Tuesday, September 21, 2010

More on Solar Cooking--Tomatoes, tomatoes, tomatoes!

I've been meaning to tell you more about solar cooking, which we're finally getting a hang of this summer. We have a Sun Oven that C bought me for Mother's Day a couple of years ago. That first summer, it imparted a funny smell/taste to food, which I think may have been the paint off-gassing (yikes) and last year we didn't get much sun, so this summer was the first time we've had a chance to really see what it can do.

I love to pile an eggplant cut in half lengthwise, a couple of handfuls of baby potatoes and cherry tomatoes, all drizzled with olive oil and a full bulb of garlic on top and turn what comes out at the end of the day into a variety of pizza toppings and salad fixin's. I have also had excellent luck putting in a pan of dried (and soaked) pinto beans...they come out the perfect texture, with nary a one broken from overly aggressive simmering. Garbanzos seemed to need more time (or more sun?) and leaving rice in for the day just creates rice mush, but if I were home to tend it, it would work fine.

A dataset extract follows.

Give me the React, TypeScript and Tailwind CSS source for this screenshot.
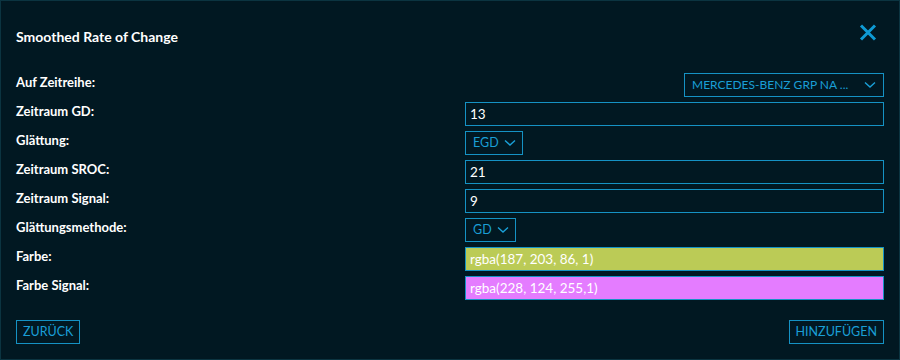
import React from "react";

const font = { fontFamily: "Lato, 'Noto Sans', sans-serif" };

// Chevron used inside the dropdowns
const Chevron: React.FC = () => (
  <svg width="12" height="8" viewBox="0 0 12 8" fill="none" className="shrink-0">
    <path d="M1 1.5 L6 6 L11 1.5" stroke="#1aa0d8" strokeWidth="1.4" />
  </svg>
);

const Select: React.FC<{ value: string; className?: string }> = ({ value, className = "" }) => (
  <div
    className={`h-6 border border-[#1592c4] flex items-center gap-[5px] pl-[7px] pr-[6px] text-[12.5px] text-[#1a9fd6] overflow-hidden ${className}`}
  >
    <span className="whitespace-nowrap">{value}</span>
    <Chevron />
  </div>
);

const TextInput: React.FC<{ value: string; bg?: string }> = ({ value, bg = "" }) => (
  <div className={`h-6 w-full border border-[#1592c4] flex items-center pl-1 text-[13.5px] text-white ${bg}`}>
    {value}
  </div>
);

const Row: React.FC<{ label: string; children: React.ReactNode }> = ({ label, children }) => (
  <div className="grid grid-cols-[449px_1fr] items-start h-6">
    <div className="text-[13px] font-bold text-white leading-[16px] pt-[1px]">{label}</div>
    <div className="flex">{children}</div>
  </div>
);

const Button: React.FC<{ label: string }> = ({ label }) => (
  <button className="h-6 border border-[#1592c4] px-[6px] text-[12.5px] text-[#1a9fd6] leading-none">
    {label}
  </button>
);

export default function App() {
  return (
    <div
      style={font}
      className="w-[900px] h-[360px] bg-[#011822] border border-[#0b3441] flex flex-col px-[15px]"
    >
      <div className="flex items-center justify-between mt-[24px] h-[22px]">
        <h1 className="text-[14px] font-bold text-white">Smoothed Rate of Change</h1>
        <svg width="18" height="17" viewBox="0 0 18 17" className="mr-[7px] -mt-[8px]">
          <path d="M2 1.5 L16 15.5 M16 1.5 L2 15.5" stroke="#0e9ad4" strokeWidth="3" />
        </svg>
      </div>

      <div className="flex flex-col gap-[5px] mt-[26px]">
        <Row label="Auf Zeitreihe:">
          <Select
            value="MERCEDES-BENZ GRP NA ..."
            className="ml-auto w-[200px] justify-between pr-[7px] text-[12px]"
          />
        </Row>
        <Row label="Zeitraum GD:">
          <TextInput value="13" />
        </Row>
        <Row label="Glättung:">
          <Select value="EGD" />
        </Row>
        <Row label="Zeitraum SROC:">
          <TextInput value="21" />
        </Row>
        <Row label="Zeitraum Signal:">
          <TextInput value="9" />
        </Row>
        <Row label="Glättungsmethode:">
          <Select value="GD" />
        </Row>
        <Row label="Farbe:">
          <TextInput value="rgba(187, 203, 86, 1)" bg="bg-[#bbcb56]" />
        </Row>
        <Row label="Farbe Signal:">
          <TextInput value="rgba(228, 124, 255,1)" bg="bg-[#e47cff]" />
        </Row>
      </div>

      <div className="flex justify-between mt-auto mb-[15px]">
        <Button label="ZURÜCK" />
        <Button label="HINZUFÜGEN" />
      </div>
    </div>
  );
}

Lately I've been using it to preserve tomatoes. We use lots and lots of canned tomatoes over the winter (pizza and spaghetti sauce and C's specialty, tomato-rice soup) and I would like to minimize the expense and use of resources (energy in the canning, transporting, etc.). We've had a decent tomato crop, and I was lucky enough to be able to pick from a garden of a friend's neighbor who had way over-planted. (Oh, yeah, and we just got a chest freezer).

The bounty:


To solar-cook, I just core the tomatoes (we're not picky about seeds), cram as many as I can fit into the roasting pan, add a handful of peeled garlic cloves, a couple of chopped onions, some fresh basil and oregano, a spoonful of salt, a shake of red pepper flakes, a few gratings of nutmeg and a few pinches of fennel seed.

It goes in looking like this:


And comes out like this (anywhere from a couple of hours to all day, depending on the sun-to-cloud ratio):



I pull the skins off with tongs, run it through the blender and pour it into yogurt tubs.


Right now the tubs are the limiting factor in our productivity: we have tons of lids of one brand and tons of bottoms of the other (because the bottoms of the first brand and lids of the second brand were #2 plastic, and therefore recyclable). Plus, I think my hands have permanently taken on that funky cooked tomato smell. You know the one? And the extra dishwasher runs may cancel out any energy we save in not canning. We still have a fairly hefty pile of tomatoes (and more on the vines), so I may (inspired by Rachel at 6512) turn to making catsup to use them all up (we do love our catsup around
here...and I do love to spell that word the old-fashioned way...I have a thing for words that sound nothing like they're spelled. Is there a word for those? Absurdonyms?).

In other low-carbon preserving news, I attempted to sun-dry these little tomatoes in the sun:


but not much happened. I ended up moving the operation (and adding a sprinkling of sugar, salt and thyme) to a low oven for about an eternity. The didn't end up as tangy-chewy as commercial sun-drieds, and I had to freeze them anyway (the recipe said they would keep a few weeks in the fridge), but they will be good on pizza.

2 comments:

  1. Grandpa made catsup one time. It took forever to cook, but, boy, was it yummy!! Much better than the stuff that you buy. And I can guarantee that there was no high fructose corn syrup in it!